"Ask a toad what beauty is." Voltaire
The story of Gawain and Lady Ragnell turns on the knight's willingness to wed a hideous hag and the subsequent revelation of the lady's beauty. Her transformation is complete when he offers Ragnell what women desire most, sovereignity, or the right to live by her own will and rules. In the time of actual kings, this tale was often read as a story of king-making, and the lady was understood to symbolize the land. In times past and present, the story also brings the burden of patriarchy into focus, as a function of both outer and inner relationships between masculine and feminine principles and men and women.
When I contemplate the age of this story, which appears in other well known forms like "The Tale of the Wife of Bath" in Canterbury Tales, I have to wonder if we will ever live in a world without gender inequality. This cause is one reason to continue to tell the story. But we can broaden our view of the hag as any rejected Other that we perceive to be ugly, and find a path through many forms of injustice to healing. Healing for the world and for our selves.
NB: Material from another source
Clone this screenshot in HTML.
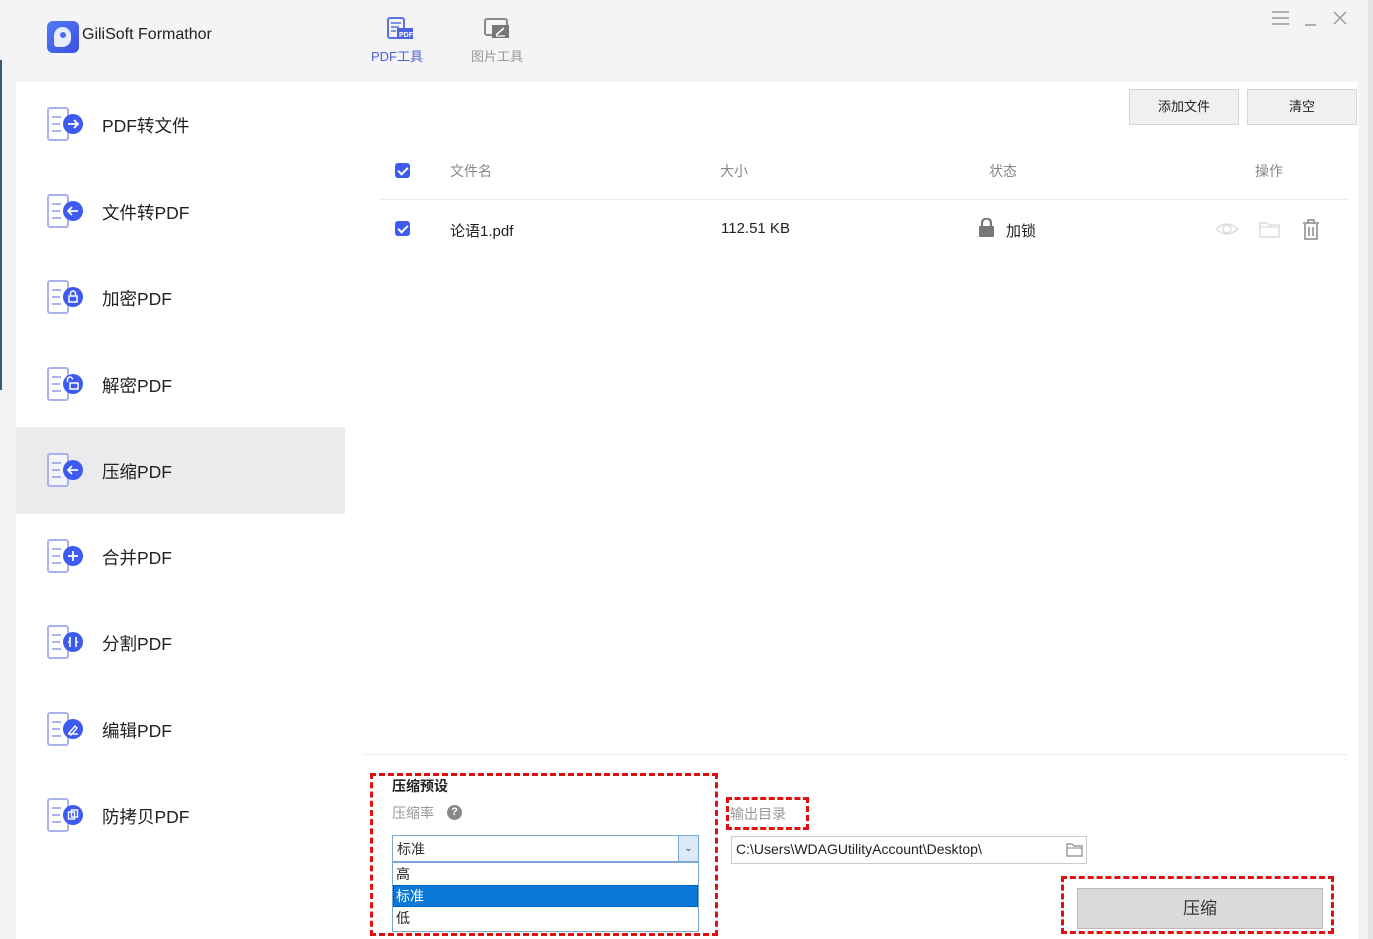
<!DOCTYPE html>
<html><head><meta charset="utf-8"><style>
*{margin:0;padding:0;box-sizing:border-box}
body{width:1373px;height:939px;overflow:hidden;background:#f4f4f6;font-family:"Liberation Sans","Noto Sans CJK SC",sans-serif;position:relative;color:#222}
.a{position:absolute}
.side{left:16px;top:82px;width:1342px;height:857px;background:#fff}
.item{position:absolute;left:16px;width:329px;height:87px}
.item svg{position:absolute;left:31px;top:26px}
.item span{position:absolute;left:86px;top:32px;font-size:17.5px;color:#222}
.hdr{font-size:14px;color:#888}
.cb{width:15px;height:15px;background:#3d5af1;border-radius:3px}
.cb:after{content:"";position:absolute;left:5px;top:2px;width:4px;height:8px;border:solid #fff;border-width:0 2px 2px 0;transform:rotate(45deg)}
.btn{background:#f0f0f0;border:1px solid #d6d6d6;font-size:13px;text-align:center;line-height:34px}
.dash{border:3px dashed #e01010}
</style></head><body>
<div class="a" style="left:0;top:60px;width:2px;height:330px;background:#3a5a7a"></div>
<div class="a" style="left:47px;top:21px;width:32px;height:32px;border-radius:6px;background:linear-gradient(135deg,#4f7cf5,#3d4fe0)"></div>
<div class="a" style="left:54px;top:27px;width:17px;height:20px;border-radius:9px 9px 9px 3px;background:#e8eefc"></div>
<div class="a" style="left:60px;top:32px;width:6px;height:6px;border-radius:50%;background:#4a6cf0"></div>
<div class="a" style="left:82px;top:26px;font-size:16px;color:#222">GiliSoft Formathor</div>
<svg class="a" style="left:386px;top:17px" width="28" height="24"><rect x="2" y="1" width="16" height="20" rx="2" fill="none" stroke="#5a73e8" stroke-width="2"/><path d="M5 6h10M5 10h8M5 14h5" stroke="#5a73e8" stroke-width="1.5"/><rect x="11" y="11" width="16" height="11" fill="#4a62e6"/><text x="13" y="20" font-size="7" fill="#fff" font-family="Liberation Sans" font-weight="bold">PDF</text></svg>
<div class="a" style="left:371px;top:46px;font-size:13px;color:#4a62d8">PDF工具</div>
<svg class="a" style="left:484px;top:17px" width="28" height="24"><rect x="1" y="2" width="22" height="16" rx="2" fill="none" stroke="#888" stroke-width="2"/><rect x="8" y="8" width="17" height="13" fill="#777"/><path d="M12 18l8-7" stroke="#fff" stroke-width="1.5"/><path d="M12 19h9" stroke="#fff" stroke-width="1.2"/></svg>
<div class="a" style="left:471px;top:46px;font-size:13px;color:#999">图片工具</div>
<svg class="a" style="left:1270px;top:9px" width="80" height="20"><path d="M2 3h17M2 9h17M2 15h17" stroke="#999" stroke-width="1.5"/><path d="M35 16h11" stroke="#999" stroke-width="1.5"/><path d="M64 3l12 12M76 3L64 15" stroke="#999" stroke-width="1.5"/></svg>
<div class="a side"></div>
<div class="a" style="left:16px;top:427px;width:329px;height:87px;background:#ebebee"></div>
<div class="a" style="left:1368px;top:0;width:5px;height:939px;background:#e4e4e6"></div>
<div class="item" style="top:81px"><svg width="40" height="36"><rect x="1" y="1" width="20" height="32" rx="2" fill="#fff" stroke="#a9b1ef" stroke-width="2"/><path d="M5 10h9M5 17h8M5 24h9" stroke="#8d97e8" stroke-width="1.5"/><circle cx="26" cy="17" r="10" fill="#3d5af1"/><path d="M21 17h10M27 13l4 4-4 4" stroke="#fff" stroke-width="1.8" fill="none"/></svg><span>PDF转文件</span></div>
<div class="item" style="top:168px"><svg width="40" height="36"><rect x="1" y="1" width="20" height="32" rx="2" fill="#fff" stroke="#a9b1ef" stroke-width="2"/><path d="M5 10h9M5 17h8M5 24h9" stroke="#8d97e8" stroke-width="1.5"/><circle cx="26" cy="17" r="10" fill="#3d5af1"/><path d="M21 17h10M25 13l-4 4 4 4" stroke="#fff" stroke-width="1.8" fill="none"/></svg><span>文件转PDF</span></div>
<div class="item" style="top:254px"><svg width="40" height="36"><rect x="1" y="1" width="20" height="32" rx="2" fill="#fff" stroke="#a9b1ef" stroke-width="2"/><path d="M5 10h9M5 17h8M5 24h9" stroke="#8d97e8" stroke-width="1.5"/><circle cx="26" cy="17" r="10" fill="#3d5af1"/><rect x="22" y="16" width="8" height="6" fill="none" stroke="#fff" stroke-width="1.5"/><path d="M23.5 16v-2.5a2.5 2.5 0 0 1 5 0V16" stroke="#fff" stroke-width="1.5" fill="none"/></svg><span>加密PDF</span></div>
<div class="item" style="top:341px"><svg width="40" height="36"><rect x="1" y="1" width="20" height="32" rx="2" fill="#fff" stroke="#a9b1ef" stroke-width="2"/><path d="M5 10h9M5 17h8M5 24h9" stroke="#8d97e8" stroke-width="1.5"/><circle cx="26" cy="17" r="10" fill="#3d5af1"/><rect x="23" y="16" width="8" height="6" fill="none" stroke="#fff" stroke-width="1.5"/><path d="M20.5 15v-2.5a2.5 2.5 0 0 1 5 0" stroke="#fff" stroke-width="1.5" fill="none"/></svg><span>解密PDF</span></div>
<div class="item" style="top:427px"><svg width="40" height="36"><rect x="1" y="1" width="20" height="32" rx="2" fill="#f4f4fb" stroke="#a9b1ef" stroke-width="2"/><path d="M5 10h9M5 17h8M5 24h9" stroke="#8d97e8" stroke-width="1.5"/><circle cx="26" cy="17" r="10" fill="#3d5af1"/><path d="M21 17h10M25 13l-4 4 4 4" stroke="#fff" stroke-width="1.8" fill="none"/></svg><span>压缩PDF</span></div>
<div class="item" style="top:513px"><svg width="40" height="36"><rect x="1" y="1" width="20" height="32" rx="2" fill="#fff" stroke="#a9b1ef" stroke-width="2"/><path d="M5 10h9M5 17h8M5 24h9" stroke="#8d97e8" stroke-width="1.5"/><circle cx="26" cy="17" r="10" fill="#3d5af1"/><path d="M21 17h10M26 12v10" stroke="#fff" stroke-width="1.8"/></svg><span>合并PDF</span></div>
<div class="item" style="top:599px"><svg width="40" height="36"><rect x="1" y="1" width="20" height="32" rx="2" fill="#fff" stroke="#a9b1ef" stroke-width="2"/><path d="M5 10h9M5 17h8M5 24h9" stroke="#8d97e8" stroke-width="1.5"/><circle cx="26" cy="17" r="10" fill="#3d5af1"/><path d="M23 12v10M29 12v10M21 17h2M29 17h2" stroke="#fff" stroke-width="1.6"/></svg><span>分割PDF</span></div>
<div class="item" style="top:686px"><svg width="40" height="36"><rect x="1" y="1" width="20" height="32" rx="2" fill="#fff" stroke="#a9b1ef" stroke-width="2"/><path d="M5 10h9M5 17h8M5 24h9" stroke="#8d97e8" stroke-width="1.5"/><circle cx="26" cy="17" r="10" fill="#3d5af1"/><path d="M22 21l6-7 2 2-6 7zM21 22h10" stroke="#fff" stroke-width="1.4" fill="none"/></svg><span>编辑PDF</span></div>
<div class="item" style="top:772px"><svg width="40" height="36"><rect x="1" y="1" width="20" height="32" rx="2" fill="#fff" stroke="#a9b1ef" stroke-width="2"/><path d="M5 10h9M5 17h8M5 24h9" stroke="#8d97e8" stroke-width="1.5"/><circle cx="26" cy="17" r="10" fill="#3d5af1"/><rect x="21.5" y="14" width="6" height="7" fill="none" stroke="#fff" stroke-width="1.4"/><rect x="24.5" y="12" width="6" height="7" fill="none" stroke="#fff" stroke-width="1.4"/></svg><span>防拷贝PDF</span></div>
<div class="a btn" style="left:1129px;top:89px;width:110px;height:36px">添加文件</div>
<div class="a btn" style="left:1247px;top:89px;width:110px;height:36px">清空</div>
<div class="a cb" style="left:395px;top:163px"></div>
<div class="a hdr" style="left:450px;top:161px">文件名</div>
<div class="a hdr" style="left:720px;top:161px">大小</div>
<div class="a hdr" style="left:989px;top:161px">状态</div>
<div class="a hdr" style="left:1255px;top:161px">操作</div>
<div class="a" style="left:380px;top:199px;width:968px;height:1px;background:#eee"></div>
<div class="a cb" style="left:395px;top:221px"></div>
<div class="a" style="left:450px;top:220px;font-size:15px">论语1.pdf</div>
<div class="a" style="left:721px;top:220px;font-size:15px">112.51 KB</div>
<svg class="a" style="left:978px;top:218px" width="18" height="20"><rect x="1" y="8" width="15" height="11" rx="1" fill="#777"/><path d="M4 8V5a4.5 4.5 0 0 1 9 0v3" stroke="#777" stroke-width="2.2" fill="none"/></svg>
<div class="a" style="left:1006px;top:220px;font-size:15px">加锁</div>
<svg class="a" style="left:1214px;top:218px" width="110" height="24"><path d="M2 11q11-10 22 0q-11 10-22 0z" fill="none" stroke="#ddd" stroke-width="1.5"/><circle cx="13" cy="11" r="4" fill="none" stroke="#ddd" stroke-width="1.5"/><path d="M46 5h7l2 2h10v12H46z" fill="none" stroke="#ddd" stroke-width="1.5"/><path d="M46 9h19" stroke="#ddd" stroke-width="1.2"/><path d="M89 5h16M94 5V2h6v3M91 6v15h12V6M95 9v9M99 9v9" fill="none" stroke="#888" stroke-width="1.5"/></svg>
<div class="a" style="left:363px;top:754px;width:985px;height:1px;background:#eee"></div>
<div class="a dash" style="left:370px;top:773px;width:348px;height:163px"></div>
<div class="a" style="left:392px;top:776px;font-size:14px;font-weight:bold;color:#222">压缩预设</div>
<div class="a" style="left:392px;top:803px;font-size:14px;color:#999">压缩率</div>
<div class="a" style="left:447px;top:805px;width:15px;height:15px;border-radius:50%;background:#888;color:#fff;font-size:11px;font-weight:bold;text-align:center;line-height:15px">?</div>
<div class="a" style="left:392px;top:835px;width:307px;height:27px;border:1px solid #7aa7d6;background:#fff"></div>
<div class="a" style="left:397px;top:839px;font-size:14px;color:#333">标准</div>
<div class="a" style="left:678px;top:836px;width:20px;height:25px;background:#dce9f7;border-left:1px solid #7aa7d6;font-size:10px;text-align:center;line-height:25px;color:#444">⌄</div>
<div class="a" style="left:392px;top:862px;width:307px;height:70px;border:1px solid #7aa7d6;background:#fff"></div>
<div class="a" style="left:396px;top:864px;font-size:14px">高</div>
<div class="a" style="left:393px;top:885px;width:305px;height:22px;background:#0a78d7;border:1px dotted #333"></div>
<div class="a" style="left:396px;top:886px;font-size:14px;color:#fff">标准</div>
<div class="a" style="left:396px;top:908px;font-size:14px">低</div>
<div class="a dash" style="left:726px;top:797px;width:83px;height:33px"></div>
<div class="a" style="left:730px;top:804px;font-size:14px;color:#999">输出目录</div>
<div class="a" style="left:731px;top:836px;width:356px;height:28px;border:1px solid #ccc;background:#fff"></div>
<div class="a" style="left:736px;top:841px;font-size:14px;color:#222">C:\Users\WDAGUtilityAccount\Desktop\</div>
<svg class="a" style="left:1066px;top:842px" width="18" height="16"><path d="M1 2h5l2 2h8v10H1z" fill="none" stroke="#888" stroke-width="1.2"/><path d="M1 6h15" stroke="#888"/></svg>
<div class="a dash" style="left:1061px;top:876px;width:273px;height:58px"></div>
<div class="a" style="left:1077px;top:888px;width:246px;height:41px;background:#dadadd;border:1px solid #bbb;font-size:17px;text-align:center;line-height:40px;color:#333">压缩</div>
</body></html>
This takes courage and an eye for beauty hidden in the depths. Like Gawain, we have to touch the monster, which transforms our expectations of what it is possible for us to do. In her lovely reading of the story, Trebbe Johnson suggests that deepening soul or Self involves a search for beauty. We can reveal the beauty beneath what is ugly, she says, by showing compassion, acknowledging the sovereignity of the Other, confronting the unbeautiful, and loving actively. In this way we can turn suffering into beauty. She writes,
"Daring to touch the unbeautiful, we realize that not only are we not dragged down into something loathsome, but that just the reverse occurs. We feel empowered, joyous, connected with the other. To give beauty-- to our own misshapen selves, to another person, to a group of people, even to a damaged place on the earth--is to move past the fear or repugnance that keep us separate from life itself. To restore beauty is to marry the world, outside us and within." Trebbe Johnson, "Beauty Redeemed."
You can download the whole article, which first appeared in Parabola magazine, at Radical Joy for Hard Times. I highly recommend it. And may you gaze into the eyes of your monster and give her your sweet kiss of love.